As any hunter will tell you wild turkeys are delicious. Unfortunately for game managers, we’re not the only species that believes that, though. At some stage of their lives wild turkeys are on the menu of a wide range of predators, from newly-hatched chicks that are eaten by ants and crows to adult birds that are targeted by bears and mountain lions. But which predatory species are responsible for the most losses.
That’s a tricky question simply because the answer likely varies by region, but research is shedding some new light on turkey predation. Mary Jo Casalena, wild turkey biologist for the Pennsylvania Game Commission, recently shared the findings of her five-and-a-half year telemetry study on wild turkey hens. Over that period of time 41 hens were killed by predators, and while many may assume that coyotes were responsible for most hen deaths bobcats actually killed more hen turkeys than coyotes. Over the course of Casalena’s research project bobcats killed seven hens, earning them the title of the most prolific turkey predator in the region. Foxes, owls and hawks all accounted for three hen deaths, although three hens were killed by “unknown avian predators” which leads one to believe that hawks and owls are actually among the chief predators of turkeys, a fact which might surprise some people. Coyotes were responsible for two hen deaths, and a black bear killed one nesting hen during the study.
Research published in the Wilson Journal of Ornithology focused on nest predation on the Edwards Plateau in Texas and found that Rio Grande turkeys had nests robbed by feral hogs, bobcats, armadillos, and ravens, but the primary threat to turkey nests was raccoons.
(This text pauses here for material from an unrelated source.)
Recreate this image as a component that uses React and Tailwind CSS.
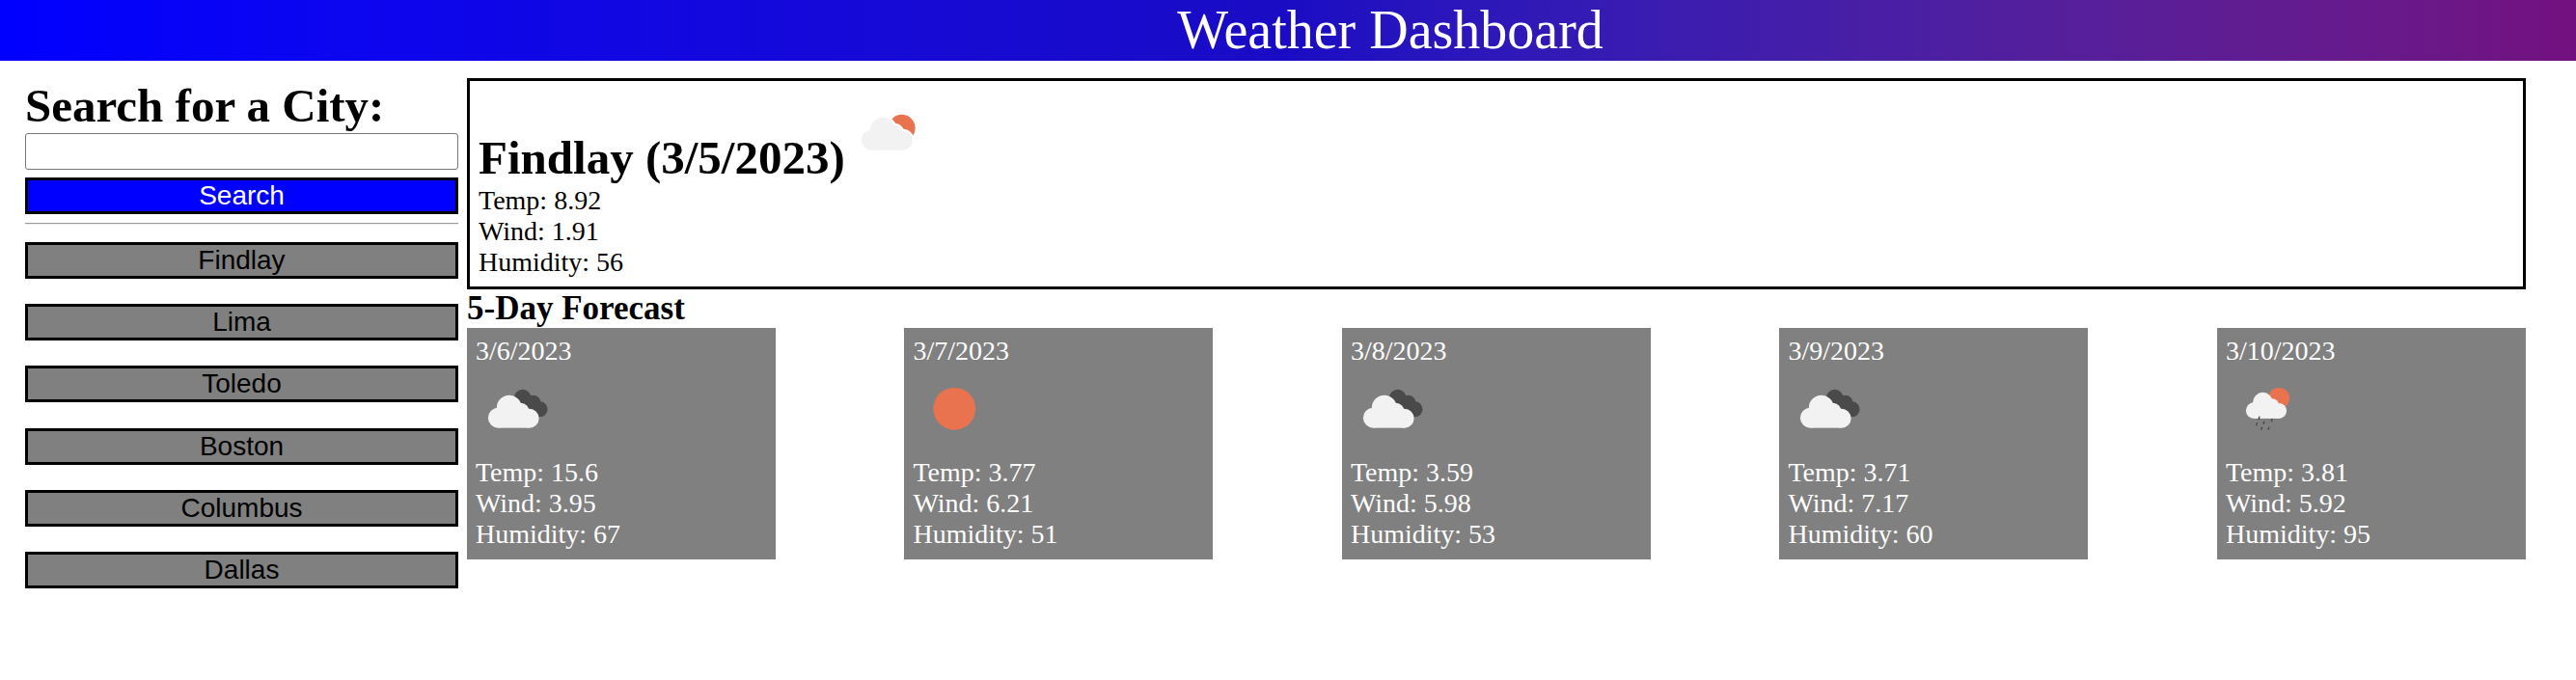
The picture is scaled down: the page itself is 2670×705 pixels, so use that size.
const cities = ['Findlay', 'Lima', 'Toledo', 'Boston', 'Columbus', 'Dallas']

const forecast = [
  { date: '3/6/2023', icon: 'broken', temp: '15.6', wind: '3.95', humidity: '67' },
  { date: '3/7/2023', icon: 'clear', temp: '3.77', wind: '6.21', humidity: '51' },
  { date: '3/8/2023', icon: 'broken', temp: '3.59', wind: '5.98', humidity: '53' },
  { date: '3/9/2023', icon: 'broken', temp: '3.71', wind: '7.17', humidity: '60' },
  { date: '3/10/2023', icon: 'rain', temp: '3.81', wind: '5.92', humidity: '95' },
]

function Cloud({ fill = '#f2f2f2' }) {
  return (
    <g fill={fill}>
      <circle cx="23.5" cy="52.5" r="10.5" />
      <circle cx="35" cy="42" r="13" />
      <circle cx="47" cy="46" r="9" />
      <circle cx="56" cy="53" r="10" />
      <rect x="24" y="48" width="32" height="15" />
    </g>
  )
}

function WeatherIcon({ kind }) {
  return (
    <svg viewBox="0 0 88 88" className="w-[87.5px] h-[87.5px] blur-[0.5px]">
      {kind === 'few' && (
        <g>
          <circle cx="54" cy="38" r="14" fill="#e9734e" />
          <g transform="translate(-1 -2)">
            <circle cx="35" cy="42" r="15" fill="#ffffff" />
            <circle cx="47" cy="46" r="11" fill="#ffffff" />
            <circle cx="56" cy="53" r="12" fill="#ffffff" />
            <Cloud />
          </g>
        </g>
      )}
      {kind === 'broken' && (
        <g>
          <g fill="#4a4a4a">
            <circle cx="49" cy="32" r="9" />
            <circle cx="60" cy="37" r="8" />
            <circle cx="67" cy="43.5" r="8" />
            <circle cx="55" cy="38" r="9" />
          </g>
          <Cloud />
        </g>
      )}
      {kind === 'clear' && <circle cx="43.5" cy="43" r="22" fill="#e9734e" />}
      {kind === 'rain' && (
        <g>
          <circle cx="55.5" cy="32" r="11" fill="#e9734e" />
          <g transform="translate(10.6 2.8) scale(0.8)">
            <Cloud />
          </g>
          <g stroke="#4a4a4a" strokeWidth="1.5" strokeLinecap="round">
            <line x1="35" y1="51.5" x2="34.4" y2="54" />
            <line x1="32.6" y1="58" x2="32" y2="60" />
            <line x1="40" y1="56.5" x2="39.4" y2="58.5" />
            <line x1="48.2" y1="54" x2="47.8" y2="56" />
            <line x1="37.6" y1="62.5" x2="37" y2="64.5" />
            <line x1="45" y1="62.5" x2="44.4" y2="64.5" />
          </g>
        </g>
      )}
    </svg>
  )
}

function ForecastCard({ day }) {
  return (
    <div className="w-[320px] h-[240px] bg-[#808080] text-white px-[9px] pt-[8px]">
      <div>{day.date}</div>
      <div className="h-[94px] pt-[1px]">
        <WeatherIcon kind={day.icon} />
      </div>
      <div>Temp: {day.temp}</div>
      <div>Wind: {day.wind}</div>
      <div>Humidity: {day.humidity}</div>
    </div>
  )
}

export default function App() {
  return (
    <div className="min-h-[705px] bg-white text-black font-['Liberation_Serif',serif] text-[28px] leading-[32px]">
      <header className="h-[63px] pl-[212px] bg-gradient-to-r from-[#0000ff] via-[#1a0cc4] to-[#731080] text-white text-center text-[56px] leading-[63px]">
        Weather Dashboard
      </header>

      <div className="flex pl-[26px]">
        <aside className="w-[449px] pt-[23px]">
          <h2 className="text-[49px] leading-[48px] font-bold whitespace-nowrap">Search for a City:</h2>
          <input type="text" className="block w-full h-[38px] mt-[4px] bg-white border border-[#767676] rounded-[3px]" />
          <button className="block w-full h-[38px] mt-[8px] bg-[#0000ff] text-white border-[3px] border-black font-['Liberation_Sans',sans-serif] text-[28px] leading-[26px]">
            Search
          </button>
          <hr className="mt-[9px] border-t border-b border-t-[#9a9a9a] border-b-[#eeeeee]" />
          <div className="mt-[18px] flex flex-col gap-[26.2px]">
            {cities.map(city => (
              <button key={city} className="block w-full h-[38px] bg-[#808080] text-black border-[3px] border-black font-['Liberation_Sans',sans-serif] text-[28px] leading-[26px]">
                {city}
              </button>
            ))}
          </div>
        </aside>

        <main className="w-[2134px] ml-[9px] pt-[18px]">
          <section className="h-[219px] border-[3px] border-black px-[9px] pt-[6px]">
            <h2 className="text-[49px] leading-[56px] font-bold h-[102px] flex items-end">
              <span>Findlay (3/5/2023)</span>
              <span className="ml-[5px] mb-[10px] shrink-0"><WeatherIcon kind="few" /></span>
            </h2>
            <div>Temp: 8.92</div>
            <div>Wind: 1.91</div>
            <div>Humidity: 56</div>
          </section>
          <h3 className="text-[35px] leading-[38px] font-bold mt-[1px] mb-[1px]">5-Day Forecast</h3>
          <div className="flex justify-between -ml-[0.1px]">
            {forecast.map(day => <ForecastCard key={day.date} day={day} />)}
          </div>
        </main>
      </div>
    </div>
  )
}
In fact, the level of raccoon predation was so high that it was determined that these mammalian predators play a major role in brood rearing success in that area. The same is likely true in other parts of the country as well.
What can we learn from these results? As most turkey hunters know, predator control helps bolster turkey populations. But some species—like nest-robbing raccoons—are very hard to eradicate. Others, like hawks and owls, are protected. The key to the success of these birds, then, primarily hinges on habitat. High-quality nesting habitat and readily available roosting and feeding sites minimize exposure to predators and increase the odds that your birds will survive.